Kill 01

By Elias Savada.

Children dealing with their fears – although not those anxieties normally associated with horror genre tropes like The Dark, Loud Noises, and such – play a central role in I Kill Giants, which melds one Eastern Long Island, New York, family’s enigmatic trauma with monstrous, noxious beasts that inhabit the mind of a young girl on the edge of a terrible sadness. It’s a sentimental tale, a fitting debut feature for Danish-born director Anders Walter, a 2014 Oscar-winner for his fantasy-tinged live action short Helium, about a brief relationship between a terminally ill boy and a clumsy, storytelling hospital orderly. (Click here if you want to watch his earlier [2012] award-winning short 9 Meter).

The story aspects of Walter’s film slightly belie the comic book indulgences of the director’s youth and later years, all the more interesting since he did not known that his first long-form work was based on an acclaimed graphic novel when he first read the script. The underlying American 7-issue series (collected into a 300-page book in 2009) was created by Joe Kelly and artist Ken Niimura. Kelly, notable for his pencil and writing on Deadpool, Daredevil, X-Men, and Spider-Man (and that’s just on the Marvel Comics side of his well-illustrated life), also penned the film’s screenplay (his first feature, too), and he provided a protective, nurturing vision for the source material, as told through the eyes of a troubled 12-year-old geek.

What Walter does embrace, at least in the three films of his I’ve watched, is hope through fear – of dying, be it one’s own mortality or that of a loved one. It’s a universal human foible that when someone close dies, it’s the living who suffer, through mourning, a feeling tinged with loneliness. With I Kill Giants, pre-teen Barbara Thorson (Madison Wolfe) has life-threatening issues with her unhappy life, although it takes most of the film to discover what they are. At school she has no friends, as her earthy, outlandish appearance and furry bunny ears scream “I’m the resident weirdo” to her classmates and teachers. She is choice picking for Taylor (Rory Jackson), the school bully, and her mean girls’ clique. Yet Barbara takes the abuse in stride, as her agenda, which no one else comprehends – and only she (and us in the audience) can see. That involves finding and killing giants that are threatening to obliterate her small seaside community. She’s created her own artifacts, including runes protecting her school, a well-worn felt purse named Covelesky (referring to a 1908 rookie Philadelphia Phillies ballplayer, whose nickname interests her), a giant-slaying war hammer, and a wizard’s brew of colorful, homemade, specialty bait goops. These all take on various importance as Barbara’s efforts at dealing with the variety of imaginary monsters and schoolyard fiends are forcefully revealed to any of her small group of acquaintances. As the beasts grow fiercer, the reasons for Barbara’s behavior are revealed.
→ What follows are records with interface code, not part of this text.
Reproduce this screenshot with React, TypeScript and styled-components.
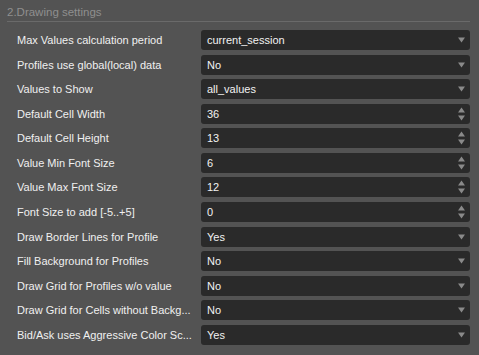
import React from "react";
import styled, { createGlobalStyle } from "styled-components";

const Global = createGlobalStyle`
  html, body { margin: 0; padding: 0; background: #535353; }
  body { font-family: "Liberation Sans", Arial, sans-serif; }
`;

const Panel = styled.div`
  width: 479px;
  height: 355px;
  background: #535353;
  box-sizing: border-box;
  padding: 5px 9px 0 7px;
  overflow: hidden;
`;

const Title = styled.div`
  color: #8f8f8f;
  font-size: 11.5px;
  line-height: 15px;
  padding-bottom: 1px;
  border-bottom: 1px solid #6a6a6a;
`;

const Rows = styled.div`
  display: flex;
  flex-direction: column;
  gap: 4.58px;
  margin-top: 8px;
`;

const Row = styled.div`
  display: grid;
  grid-template-columns: 194px 1fr;
  align-items: center;
  height: 20px;
`;

const Label = styled.div`
  padding-left: 10px;
  color: #f0f0f0;
  font-size: 11px;
  white-space: nowrap;
  overflow: hidden;
`;

const Field = styled.div`
  position: relative;
  height: 20px;
  background: #2a2a2a;
  border-radius: 3px;
  color: #f2f2f2;
  font-size: 11px;
  line-height: 20px;
  padding-left: 6px;
`;

const Arrow = styled.svg`
  position: absolute;
  right: 5px;
  top: 50%;
  transform: translateY(-50%);
`;

type Item = { label: string; value: string; kind: "select" | "spin" };

const items: Item[] = [
  { label: "Max Values calculation period", value: "current_session", kind: "select" },
  { label: "Profiles use global(local) data", value: "No", kind: "select" },
  { label: "Values to Show", value: "all_values", kind: "select" },
  { label: "Default Cell Width", value: "36", kind: "spin" },
  { label: "Default Cell Height", value: "13", kind: "spin" },
  { label: "Value Min Font Size", value: "6", kind: "spin" },
  { label: "Value Max Font Size", value: "12", kind: "spin" },
  { label: "Font Size to add [-5..+5]", value: "0", kind: "spin" },
  { label: "Draw Border Lines for Profile", value: "Yes", kind: "select" },
  { label: "Fill Background for Profiles", value: "No", kind: "select" },
  { label: "Draw Grid for Profiles w/o value", value: "No", kind: "select" },
  { label: "Draw Grid for Cells without Backg...", value: "No", kind: "select" },
  { label: "Bid/Ask uses Aggressive Color Sc...", value: "Yes", kind: "select" },
];

const SelectArrow = () => (
  <Arrow width="7" height="6" viewBox="0 0 7 6">
    <path d="M0 0.5 H7 L3.5 5.5 Z" fill="#8a8a8a" />
  </Arrow>
);

const SpinArrows = () => (
  <Arrow width="7" height="14" viewBox="0 0 7 14">
    <path d="M0 5.5 H7 L3.5 0.5 Z" fill="#8a8a8a" />
    <path d="M0 8.5 H7 L3.5 13.5 Z" fill="#8a8a8a" />
  </Arrow>
);

export default function App() {
  return (
    <>
      <Global />
      <Panel>
        <Title>2.Drawing settings</Title>
        <Rows>
          {items.map((it) => (
            <Row key={it.label}>
              <Label>{it.label}</Label>
              <Field>
                {it.value}
                {it.kind === "select" ? <SelectArrow /> : <SpinArrows />}
              </Field>
            </Row>
          ))}
        </Rows>
      </Panel>
    </>
  );
}
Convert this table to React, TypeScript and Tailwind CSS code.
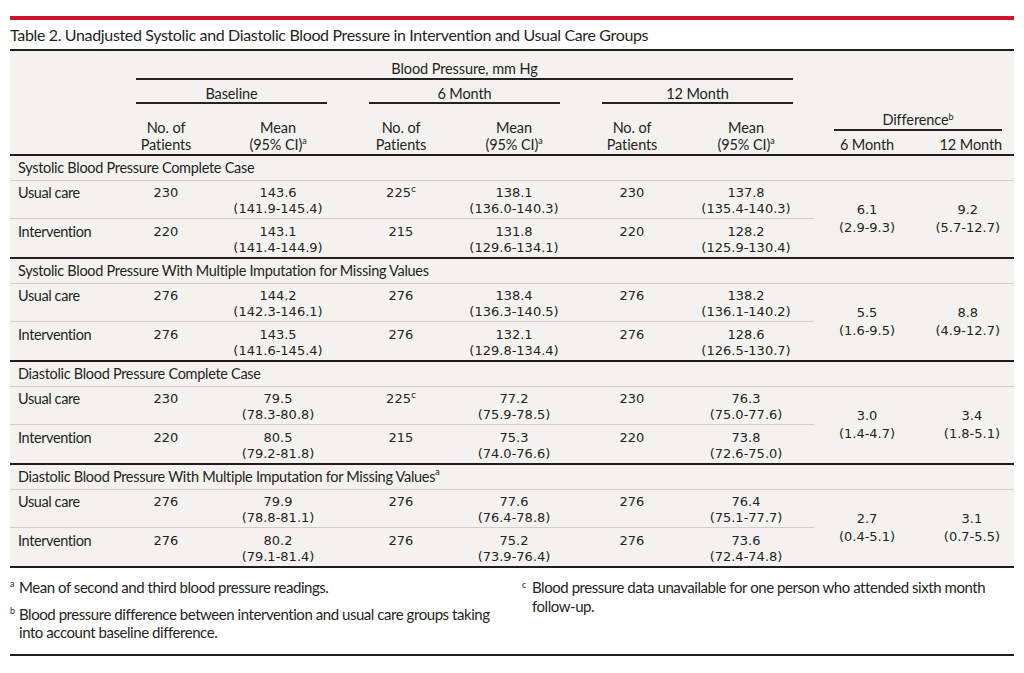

Kill 02The one adult who takes an interest in her is the guidance counselor, Mrs. Mollé (Zoe Saldana), whose push for more information from the girl often leads to a disarming and occasionally physical retort. Sophia (Sydney Wade) a shy, pig-tailed transfer student from Leeds, England, likes Barbara’s outlandish spunk, and a reluctant friendship evolves as the magical fantasies bring each of them into more dangerous situations.

At the Thorson household, which appears devoid of any parental guidance, are an annoying brother who endlessly plays videogames and an older sister, Karen (a wonderfully expressive Imogen Poots), constantly flustered by calls from the school about Barbara’s shenanigans and hoping that, one day, her siblings might enjoy her cooking.

Shot mostly on location in Belgium and Ireland, this multi-country effort (including U.S., Belgian, Chinese, and British financing) puts on a well-designed American face, particularly among its adolescent cast. The visual effects, set against an unsophisticated yet gnarly and damp forest/coastal landscape, are fine and could be frightened for a younger child. In tone, the film feels like a cousin to fantasy-theme A Monster Calls and Where the Wild Things Are. Walter’s longtime collaborators Rasmus Heise (director of photography) and Lars Wissing (editor), joined by production designer Susie Cullen, are up to task of supporting the comic book’s styling and director’s narrative vision.

There’s a nice, intelligent air about this film, which offers up a well-crafted coping mechanism for dealing with childhood depression. For all the issues I had with big-budget woes of the young adult adventure A Wrinkle in Time, families should consider giving I Kill Giants a ride.

Elias Savada is a movie copyright researcher, critic, craft beer geek, and avid genealogist based in Bethesda, Maryland. He helps program the Spooky Movie International Movie Film Festival, and previously reviewed for Film Threat and Nitrate Online. He is an executive producer of the horror film German Angst and the new documentary Nuts! He co-authored, with David J. Skal, Dark Carnival: the Secret World of Tod Browning (the revised edition will be published in 2018 by Centipede Press).